En el casi medio siglo que ha pasado desde el Concilio, la Iglesia no ha sido totalmente fiel a ese legado. Entretanto, el mundo ha cambiado y abre nuevos retos. Desde esta perspectiva, ¿qué introduce el gesto de Ratzinger en el mundo católico, como para hacerlo comparable al Concilio Vaticano II? Creo que introdujo, de un modo dramático, radical y elocuente, algo que va en la misma línea del Concilio: la debilidad, la impotencia, la vacilación; eso que es lo propio de la condición humana.
En un momento del filme "La duda", de John Patrick Shanley, la hermana Aloysius admite que mintió para que el padre Flynn fuera expulsado del colegio. La empujó a ello el que en sus sermones él afirmara que la duda y la lucha por darle sentido al mundo era lo que nos hacía pertenecer a la comunidad humana, y que aunque por momentos oscureciera esa verdad que todos anhelamos encontrar, nos hace más fuertes para persistir en ese empeño. La hermana se justifica diciendo que "a veces, cuando uno da un paso para corregir un mal, se aleja un poco de Dios, pero es para servirlo a Él". La misma justificación que esgrimieron muchos dignatarios de la Iglesia para ocultar por años los abusos sexuales ocurridos en sus propias filas.
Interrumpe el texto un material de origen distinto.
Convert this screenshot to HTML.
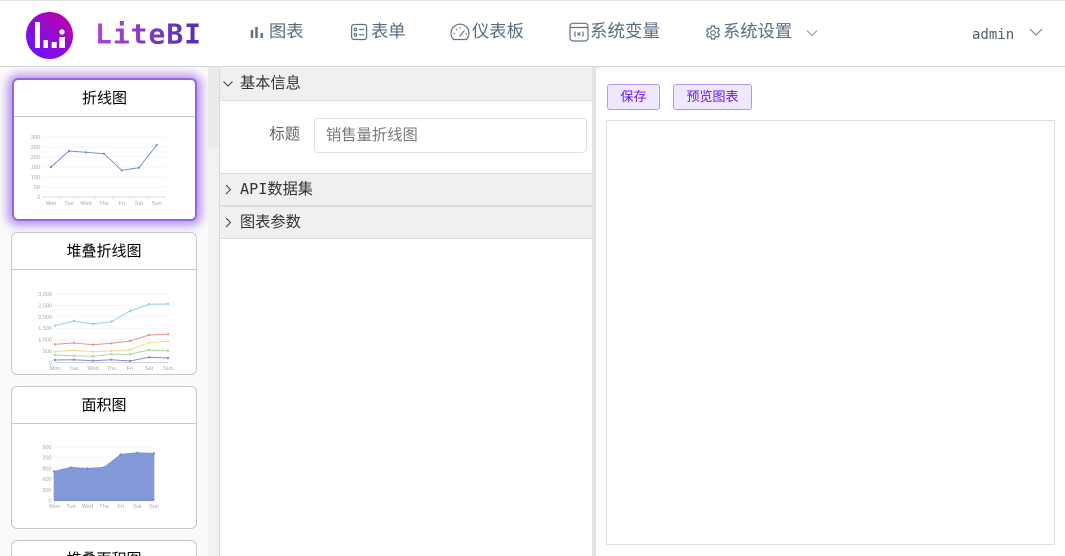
<!DOCTYPE html>
<html lang="zh"><head><meta charset="utf-8"><title>LiteBI</title>
<style>
*{box-sizing:border-box}
html,body{margin:0;padding:0;width:1065px;height:556px;overflow:hidden;background:#fff}
body{font-family:"DejaVu Sans Mono","Noto Sans CJK SC",monospace;position:relative}
.a{position:absolute}
.nav{position:absolute;top:19px;font-size:17.3px;line-height:25px;color:#586c80;font-family:"Liberation Sans","Noto Sans CJK SC",sans-serif;white-space:nowrap}
svg.i{position:absolute;fill:none;stroke:#5f7285;stroke-width:1.2}
.card{position:absolute;left:11px;width:186px;background:#fff;border:1px solid #c8c8c8;border-radius:6px;overflow:hidden}
.card .t{height:37px;border-bottom:1px solid #c8c8c8;text-align:center;font:15px/37px "Liberation Sans","Noto Sans CJK SC",sans-serif;color:#000}
.card svg{position:absolute;left:0;top:37px}
.card text{font:5.5px "Liberation Sans",sans-serif;fill:#aaa}
.hd{position:absolute;left:220px;width:372px;height:33px;background:#f0f0f0;border-bottom:1px solid #ddd;font-size:15.2px;line-height:30px;padding-left:20px;color:#333;white-space:nowrap}
.hd svg{position:absolute;left:2px;top:11px;fill:none;stroke:#444;stroke-width:1.1}
.btn{position:absolute;top:84px;height:26px;background:#efe8ff;border:1px solid #b794f6;border-radius:3px;color:#6a14f0;font:13px/24px "Liberation Sans","Noto Sans CJK SC",sans-serif;text-align:center}
</style></head><body>
<div class="a" style="left:0;top:0;width:1065px;height:1px;background:#e2e2e2"></div>
<div class="a" style="left:0;top:66px;width:1065px;height:1px;background:#d6d6d6"></div>
<div class="a" style="left:0;top:67px;width:1065px;height:4px;background:linear-gradient(#f3f3f3,#fff)"></div>

<svg class="a" style="left:26px;top:12px" width="47" height="47" viewBox="0 0 47 47">
<defs><linearGradient id="g" x1="0" y1="1" x2="1" y2="0"><stop offset="0.1" stop-color="#6a14ff"/><stop offset="0.9" stop-color="#bb00a8"/></linearGradient></defs>
<circle cx="23.5" cy="23.5" r="23.5" fill="url(#g)"/>
<g fill="#fff"><rect x="9" y="10" width="5" height="26"/><rect x="17.500" y="28" width="4.500" height="8"/><rect x="25.700" y="30" width="5" height="6"/><rect x="33.300" y="25" width="5.700" height="11"/><circle cx="36" cy="20" r="2.700"/></g>
</svg>
<svg class="a" style="left:90px;top:14px" width="120" height="40"><defs><linearGradient id="t" x1="0" x2="1" y1="0" y2="0"><stop offset="0" stop-color="#b044d8"/><stop offset="1" stop-color="#5030b0"/></linearGradient></defs>
<text x="5" y="29.500" textLength="106" style="font:bold 28px 'DejaVu Sans Mono',monospace" fill="url(#t)">LiteBI</text></svg>

<svg class="i" style="left:249px;top:24px;stroke-width:2.500" width="16" height="16"><path d="M3 6v8M7.500 3v11M12.800 9v5"/></svg>
<div class="nav" style="left:269px">图表</div>
<svg class="i" style="left:350px;top:23px" width="18" height="18" viewBox="0 0 18 18"><rect x="1.600" y="1.500" width="15" height="15" rx="2.500"/><circle cx="5.500" cy="6.500" r="1.300"/><circle cx="5.500" cy="11.800" r="1.300"/><path d="M9 6.500h5M9 11.800h5"/></svg>
<div class="nav" style="left:371px">表单</div>
<svg class="i" style="left:450px;top:23px" width="20" height="18" viewBox="0 0 20 18"><path d="M3.600 16.500h12.800c1.400-1.600 2.600-3.600 2.600-6.300A9 9 0 0 0 1 10.200c0 2.700 1.200 4.700 2.600 6.300z"/><path d="M9.500 13.500l5-6M3.500 10.500h1.500M6 6l1 1M10 4v1.500M15.500 11h1.500"/></svg>
<div class="nav" style="left:472px">仪表板</div>
<svg class="i" style="left:569px;top:22px" width="20" height="20" viewBox="0 0 20 20"><rect x="1" y="1.300" width="18" height="17.700" rx="3"/><path d="M1 5.500h18"/><path d="M6.500 9.500q-1.500 2.500 0 5M13.500 9.500q1.500 2.500 0 5M8.500 10.500l3 3M11.500 10.500l-3 3"/></svg>
<div class="nav" style="left:590px;font-size:17.500px">系统变量</div>
<svg class="i" style="left:705px;top:25px" width="16" height="16" viewBox="0 0 16 16"><path d="M6.600 1h2.800l.4 2 1.300.7 1.900-.7 1.400 2.400-1.500 1.400v1.400l1.500 1.400-1.400 2.400-1.900-.7-1.300.7-.4 2H6.600l-.4-2-1.300-.7-1.900.7L1.600 10l1.500-1.400V7.200L1.600 5.800 3 3.400l1.900.7 1.300-.7z"/><circle cx="8" cy="7.900" r="2.300"/></svg>
<div class="nav" style="left:723px">系统设置</div>
<svg class="i" style="left:806px;top:29px;stroke:#8a97a5;stroke-width:1" width="12" height="9"><path d="M1 1.500l5 5 5-5"/></svg>
<div class="a" style="left:972px;top:26px;font-size:14px;line-height:18px;color:#4d5e6e">admin</div>
<svg class="i" style="left:1029px;top:28px;stroke:#6a7684;stroke-width:1" width="14" height="9"><path d="M1 1l6 6 6-6"/></svg>

<!-- left column -->
<div class="a" style="left:0;top:67px;width:208px;height:489px;background:#fafafa;overflow:hidden">
  <div class="a" style="left:12px;top:12px;width:185px;height:142px;border-radius:6px;box-shadow:0 0 9px 5px rgba(150,90,235,.62);background:#fff"></div>
  <div class="card" style="top:11px;left:12px;width:185px;height:143px;border:2px solid #9168e0">
    <div class="t">折线图</div>
    <svg width="181" height="100" viewBox="0 0 181 100">
      <g stroke="#eceff5" stroke-width=".7"><path d="M29 20h122M29 30h122M29 40h122M29 50h122M29 60h122M29 70h122"/></g>
      <path d="M29 80h122M29 80v1.500M46.400 80v1.500M63.800 80v1.500M81.200 80v1.500M98.600 80v1.500M116 80v1.500M133.400 80v1.500M151 80v1.500" stroke="#bbb" stroke-width=".6"/>
      <g text-anchor="end"><text x="26" y="22">300</text><text x="26" y="32">250</text><text x="26" y="42">200</text><text x="26" y="52">150</text><text x="26" y="62">100</text><text x="26" y="72">50</text><text x="26" y="82">0</text></g>
      <g text-anchor="middle"><text x="37" y="88">Mon</text><text x="55" y="88">Tue</text><text x="72" y="88">Wed</text><text x="90" y="88">Thu</text><text x="107.700" y="88">Fri</text><text x="125" y="88">Sat</text><text x="142.700" y="88">Sun</text></g>
      <path d="M37 50L55 34L72 35.300L90 36.700L107.700 53.300L125 50.700L142.700 28" fill="none" stroke="#6f86d2" stroke-width=".9"/>
      <g fill="#6f86d2"><circle cx="37" cy="50" r="1.100"/><circle cx="55" cy="34" r="1.100"/><circle cx="72" cy="35.300" r="1.100"/><circle cx="90" cy="36.700" r="1.100"/><circle cx="107.700" cy="53.300" r="1.100"/><circle cx="125" cy="50.700" r="1.100"/><circle cx="142.700" cy="28" r="1.100"/></g>
    </svg>
  </div>
  <div class="card" style="top:165px;height:143px">
    <div class="t">堆叠折线图</div>
    <svg width="184" height="105" viewBox="0 0 184 105">
      <g stroke="#eef2f7" stroke-width=".7"><path d="M43 24h113M43 35.400h113M43 46.800h113M43 58.200h113M43 69.600h113M43 81h113"/></g>
      <path d="M43 92.300h113" stroke="#bbb" stroke-width=".6"/>
      <g text-anchor="end"><text x="40" y="26">3,000</text><text x="40" y="37.400">2,500</text><text x="40" y="48.800">2,000</text><text x="40" y="60.200">1,500</text><text x="40" y="71.600">1,000</text><text x="40" y="83">500</text><text x="40" y="94.300">0</text></g>
      <g text-anchor="middle"><text x="43" y="100">Mon</text><text x="62" y="100">Tue</text><text x="81" y="100">Wed</text><text x="99.500" y="100">Thu</text><text x="118" y="100">Fri</text><text x="137" y="100">Sat</text><text x="156" y="100">Sun</text></g>
      <g fill="none" stroke-width="1">
      <path d="M43 55.700L62 51L81 54L99.500 51.700L118 41L137 34.300L156 34" stroke="#8fd0ec"/>
      <path d="M43 74.300L62 73L81 74.700L99.500 73.300L118 71L137 65L156 64.300" stroke="#f09090"/>
      <path d="M43 81.700L62 80.300L81 81.700L99.500 81L118 79.700L137 72.700L156 71.300" stroke="#fbd98c"/>
      <path d="M43 85L62 85.700L81 86.300L99.500 84.300L118 84.300L137 80L156 80.700" stroke="#a8dc98"/>
      <path d="M43 90L62 89.700L81 90.700L99.500 89.700L118 91L137 87.300L156 88" stroke="#7c8fd6"/>
      </g>
      <g fill="#8fd0ec"><circle cx="43" cy="55.700" r="1.200"/><circle cx="62" cy="51" r="1.200"/><circle cx="81" cy="54" r="1.200"/><circle cx="99.500" cy="51.700" r="1.200"/><circle cx="118" cy="41" r="1.200"/><circle cx="137" cy="34.300" r="1.200"/><circle cx="156" cy="34" r="1.200"/></g>
      <g fill="#f09090"><circle cx="43" cy="74.300" r="1.200"/><circle cx="62" cy="73" r="1.200"/><circle cx="81" cy="74.700" r="1.200"/><circle cx="99.500" cy="73.300" r="1.200"/><circle cx="118" cy="71" r="1.200"/><circle cx="137" cy="65" r="1.200"/><circle cx="156" cy="64.300" r="1.200"/></g>
      <g fill="#fbd98c"><circle cx="43" cy="81.700" r="1.200"/><circle cx="62" cy="80.300" r="1.200"/><circle cx="81" cy="81.700" r="1.200"/><circle cx="99.500" cy="81" r="1.200"/><circle cx="118" cy="79.700" r="1.200"/><circle cx="137" cy="72.700" r="1.200"/><circle cx="156" cy="71.300" r="1.200"/></g>
      <g fill="#a8dc98"><circle cx="43" cy="85" r="1.200"/><circle cx="62" cy="85.700" r="1.200"/><circle cx="81" cy="86.300" r="1.200"/><circle cx="99.500" cy="84.300" r="1.200"/><circle cx="118" cy="84.300" r="1.200"/><circle cx="137" cy="80" r="1.200"/><circle cx="156" cy="80.700" r="1.200"/></g>
      <g fill="#7c8fd6"><circle cx="43" cy="90" r="1.200"/><circle cx="62" cy="89.700" r="1.200"/><circle cx="81" cy="90.700" r="1.200"/><circle cx="99.500" cy="89.700" r="1.200"/><circle cx="118" cy="91" r="1.200"/><circle cx="137" cy="87.300" r="1.200"/><circle cx="156" cy="88" r="1.200"/></g>
    </svg>
  </div>
  <div class="card" style="top:319px;height:143px">
    <div class="t">面积图</div>
    <svg width="184" height="105" viewBox="0 0 184 105">
      <path d="M42 23h100M42 33.700h100M42 44.300h100M42 55h100M42 66h100" stroke="#eef2f7" stroke-width=".7"/>
      <g text-anchor="end"><text x="39.500" y="25">500</text><text x="39.500" y="35.700">200</text><text x="39.500" y="46.300">900</text><text x="39.500" y="57">600</text><text x="39.500" y="68">300</text><text x="39.500" y="78.700">0</text></g>
      <path d="M42 47.300L58.700 43.300L75.300 44.300L92 43.300L108.700 30.300L125.300 28.700L142 29.300V76.700H42z" fill="#8598d8" stroke="#7388d2" stroke-width=".6"/>
      <g fill="#6f86d2"><circle cx="42" cy="47.300" r="1.100"/><circle cx="58.700" cy="43.300" r="1.100"/><circle cx="75.300" cy="44.300" r="1.100"/><circle cx="92" cy="43.300" r="1.100"/><circle cx="108.700" cy="30.300" r="1.100"/><circle cx="125.300" cy="28.700" r="1.100"/><circle cx="142" cy="29.300" r="1.100"/></g>
      <g text-anchor="middle"><text x="42.500" y="84">Mon</text><text x="59" y="84">Tue</text><text x="75.500" y="84">Wed</text><text x="92" y="84">Thu</text><text x="108.700" y="84">Fri</text><text x="125.300" y="84">Sat</text><text x="142" y="84">Sun</text></g>
    </svg>
  </div>
  <div class="card" style="top:473px;height:16px;border-bottom:0;border-radius:6px 6px 0 0">
    <div class="t">堆叠面积图</div>
  </div>
</div>
<div class="a" style="left:208px;top:67px;width:11px;height:489px;background:#f2f2f2"></div>
<div class="a" style="left:208px;top:67px;width:11px;height:81px;background:#ebebeb;border-radius:0 0 5px 5px"></div>

<!-- middle -->
<div class="a" style="left:219px;top:67px;width:1px;height:489px;background:#d8d8d8"></div>
<div class="hd" style="top:68px">基本信息<svg width="14" height="10"><path d="M1.500 2.500l4.500 4.500 4.500-4.500"/></svg></div>
<div class="a" style="left:269.500px;top:124px;font:15.300px/21px 'Liberation Sans','Noto Sans CJK SC',sans-serif;color:#606266">标题</div>
<div class="a" style="left:314px;top:118px;width:273px;height:35px;border:1px solid #dcdfe6;border-radius:4px;padding-left:11px;font:15.300px/33px 'Liberation Sans','Noto Sans CJK SC',sans-serif;color:#7a7a7a">销售量折线图</div>
<div class="a" style="left:220px;top:173px;width:372px;height:1px;background:#ddd"></div>
<div class="hd" style="top:174px;height:32px">API数据集<svg width="14" height="14" style="top:9px"><path d="M4 2l4.500 4.500-4.500 4.500"/></svg></div>
<div class="a" style="left:220px;top:205px;width:372px;height:2px;background:#ddd"></div>
<div class="hd" style="top:207px;height:32px">图表参数<svg width="14" height="14" style="top:9px"><path d="M4 2l4.500 4.500-4.500 4.500"/></svg></div>
<div class="a" style="left:592px;top:67px;width:4px;height:489px;background:#e2e2e8"></div>

<!-- right -->
<div class="btn" style="left:607px;width:53px">保存</div>
<div class="btn" style="left:673px;width:79px">预览图表</div>
<div class="a" style="left:606px;top:120px;width:449px;height:425px;border:1px solid #dfdfdf"></div>
</body></html>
Al final del filme, devastada por los efectos de su mentira, la hermana Aloysius se desploma y exclama, en un sordo grito: "Tengo dudas. ¡Tengo tremendas dudas!". ¿Cómo no asociar estas palabras con las de Benedicto XVI, cuando dijera "he llegado a la certeza de que mis fuerzas, debido a mi avanzada edad, no se adecuan por más tiempo al ejercicio del ministerio?". Tengo dudas, no tengo fuerzas: ya ven, somos humanos.
Sobre el Concilio Vaticano II Ratzinger ha señalado que "significó un cambio para la historia de los cristianos del siglo XX". Pienso que lo mismo se puede decir de su abdicación para los cristianos del siglo XXI: por medio de un gesto propio de la experiencia humana, las actuales generaciones -incluyendo a los no católicos- jamás habían tenido a la Iglesia más cerca suyo.